Even if we’re not familiar with a superhero character like a Batman or a Spider-Man, we still don’t need a long, two-and-a-half-hour origin tale. The other character Civil War introduced T’Challa and his alter ego Black Panther. Black Panther was a character I know almost nothing about before Civil War. I knew he was a Prince of a fictional African country and I know that country is a producer of the material that Captain America’s shield is made out of. And that’s about it. Further, Civil War didn’t add a whole lot on top of that. Very early on it brings T’Challa to New York for a United Nations meeting, and the film gives the character his main motivation. He gives him a credible reason to don his Black Panther outfit and why he joins Tony Stark in this battle of superhero versus superhero. In a film with a lot of superheroes to juggle, the Russo Brothers gives Black Panther is own mini-arc in the film and confidently introduces him into the fold. One of my main complaints of these Marvel movies is that they feel like they are both telling a current story while also setting up ten other films down the road. Captain America: Civil War does do that with Black Panther, but does it in a way that it actually feels natural to the story at hand.

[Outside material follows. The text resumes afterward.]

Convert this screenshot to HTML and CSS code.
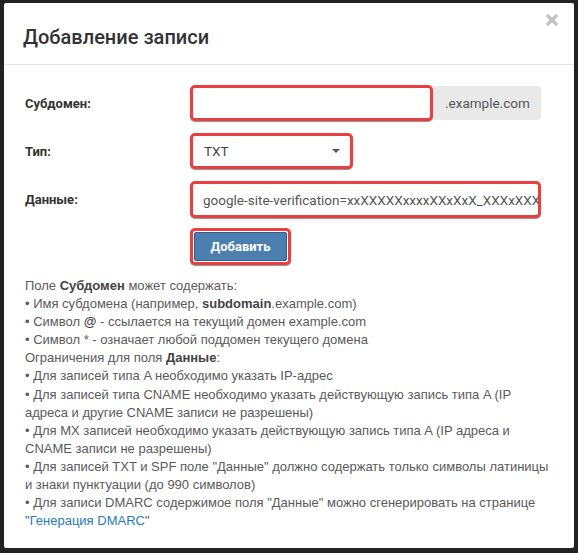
FILE: index.html
```html
<!DOCTYPE html>
<html lang="ru">
<head>
<meta charset="utf-8">
<link rel="stylesheet" href="styles.css">
</head>
<body>
<div class="modal">
  <div class="modal-header">
    <h4 class="title">Добавление записи</h4>
    <svg class="close" width="12" height="12" viewBox="0 0 12 12" aria-label="Закрыть"><path d="M2 2 L10 10 M10 2 L2 10" stroke="#c2c2c2" stroke-width="3.4" stroke-linecap="round"/></svg>
  </div>
  <div class="modal-body">
    <div class="row">
      <label class="label">Субдомен:</label>
      <div class="group">
        <div class="hl hl-sub"><input class="input" type="text" value=""></div>
        <span class="addon">.example.com</span>
      </div>
    </div>
    <div class="row">
      <label class="label">Тип:</label>
      <div class="hl hl-select">
        <div class="select"><span>TXT</span><span class="caret"></span></div>
      </div>
    </div>
    <div class="row">
      <label class="label">Данные:</label>
      <div class="hl hl-data"><div class="input data">google-site-verification=xxXXXXXxxxxXXxXxX_XXXxXXXxxXXx</div></div>
    </div>
    <div class="row row-btn">
      <span class="label"></span>
      <div class="hl hl-btn"><button class="btn">Добавить</button></div>
    </div>
    <div class="help">
      <div>Поле <b>Субдомен</b> может содержать:</div>
      <div>• Имя субдомена (например, <b>subdomain</b>.example.com)</div>
      <div>• Символ <b>@</b> - ссылается на текущий домен example.com</div>
      <div>• Символ * - означает любой поддомен текущего домена</div>
      <div>Ограничения для поля <b>Данные</b>:</div>
      <div>• Для записей типа A необходимо указать IP-адрес</div>
      <div>• Для записей типа CNAME необходимо указать действующую запись типа A (IP адреса и другие CNAME записи не разрешены)</div>
      <div>• Для MX записей необходимо указать действующую запись типа A (IP адреса и CNAME записи не разрешены)</div>
      <div>• Для записей TXT и SPF поле "Данные" должно содержать только символы латиницы и знаки пунктуации (до 990 символов)</div>
      <div>• Для записи DMARC содержимое поля "Данные" можно сгенерировать на странице "<a class="link" href="#">Генерация DMARC</a>"</div>
    </div>
  </div>
</div>
</body>
</html>
```
FILE: styles.css
```css
html, body {
  margin: 0;
  padding: 0;
}
body {
  background: #222222;
  width: 578px;
  height: 553px;
  overflow: hidden;
  padding: 3px 4px;
  box-sizing: border-box;
  font-family: Roboto, "Liberation Sans", Arial, sans-serif;
}
.modal {
  width: 570px;
  height: 545px;
  background: #fff;
  border-radius: 2px;
  box-sizing: border-box;
}
.modal-header {
  height: 61px;
  border-bottom: 1px solid #e5e5e5;
  display: flex;
  align-items: center;
  padding: 0 18px 0 19px;
  position: relative;
}
.title {
  margin: 6px 0 0 0;
  font-size: 20px;
  font-weight: 500;
  color: #333;
}
.close {
  position: absolute;
  right: 16px;
  top: 11px;
}
.modal-body {
  padding: 20px 21px 0 21px;
}
.row {
  display: flex;
  align-items: center;
  margin-bottom: 12px;
}
.label {
  width: 165px;
  font-size: 13px;
  font-weight: bold;
  color: #333;
}
.group {
  display: flex;
  align-items: center;
}
.hl {
  border: 3px solid #e8403f;
  border-radius: 5px;
  box-shadow: 0 1px 1px rgba(0,0,0,0.45);
  box-sizing: border-box;
  background: #fff;
}
.hl-sub { width: 243px; height: 36px; }
.hl-select { width: 163px; height: 36px; }
.hl-data { width: 351px; height: 37px; }
.hl-btn { width: 101px; height: 37px; padding: 1px; }
.input {
  border: 0;
  outline: none;
  width: 100%;
  height: 100%;
  box-sizing: border-box;
  padding: 0 11px;
  font-family: inherit;
  font-size: 13.5px;
  color: #555;
  background: transparent;
}
.data {
  display: flex;
  align-items: center;
  white-space: nowrap;
  overflow: hidden;
  padding: 0 10px;
  color: #555;
}
.addon {
  height: 34px;
  width: 108px;
  background: #e9e9e9;
  border-radius: 0 4px 4px 0;
  display: flex;
  align-items: center;
  padding-left: 12px;
  box-sizing: border-box;
  font-size: 13.5px;
  color: #555;
}
.select {
  display: flex;
  align-items: center;
  justify-content: space-between;
  height: 100%;
  padding: 0 10px 0 11px;
  font-size: 13.5px;
  color: #444;
}
.caret {
  width: 0;
  height: 0;
  border-left: 4px solid transparent;
  border-right: 4px solid transparent;
  border-top: 4px solid #555;
}
.row-btn { margin-bottom: 12px; margin-top: -2px; }
.btn {
  width: 100%;
  height: 100%;
  border: 1px solid #2e5f8a;
  border-radius: 2px;
  background: #4a7fb0;
  color: #fff;
  font-family: inherit;
  font-weight: bold;
  font-size: 13px;
  padding: 0;
}
.help {
  font-family: "Liberation Sans", Arial, sans-serif;
  font-size: 13px;
  line-height: 18.1px;
  color: #5a5a5a;
}
.help b {
  color: #444;
}
.link {
  color: #2a7ab8;
  text-decoration: none;
}
```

Marvel isn’t completely done with origin stories. This is the studio that recently gave us Guardians of the Galaxy and will give us Doctor Strange later this year. But they certainly know when to do an origin story and when to bypass it. Marvel certainly seems smart enough to avoid going back in time for Spider-Man: Homecoming, and I pray that Ryan Coogler’s Black Panther will take place after the events of Civil War. Marvel doesn’t need to do an origin story for its most iconic characters, only for the weird, fringe characters even comic book readers barely know. If DC wants to compete with Marvel, it needs to learn when to introduce origin stories, and when to immediately throw its audience into the action.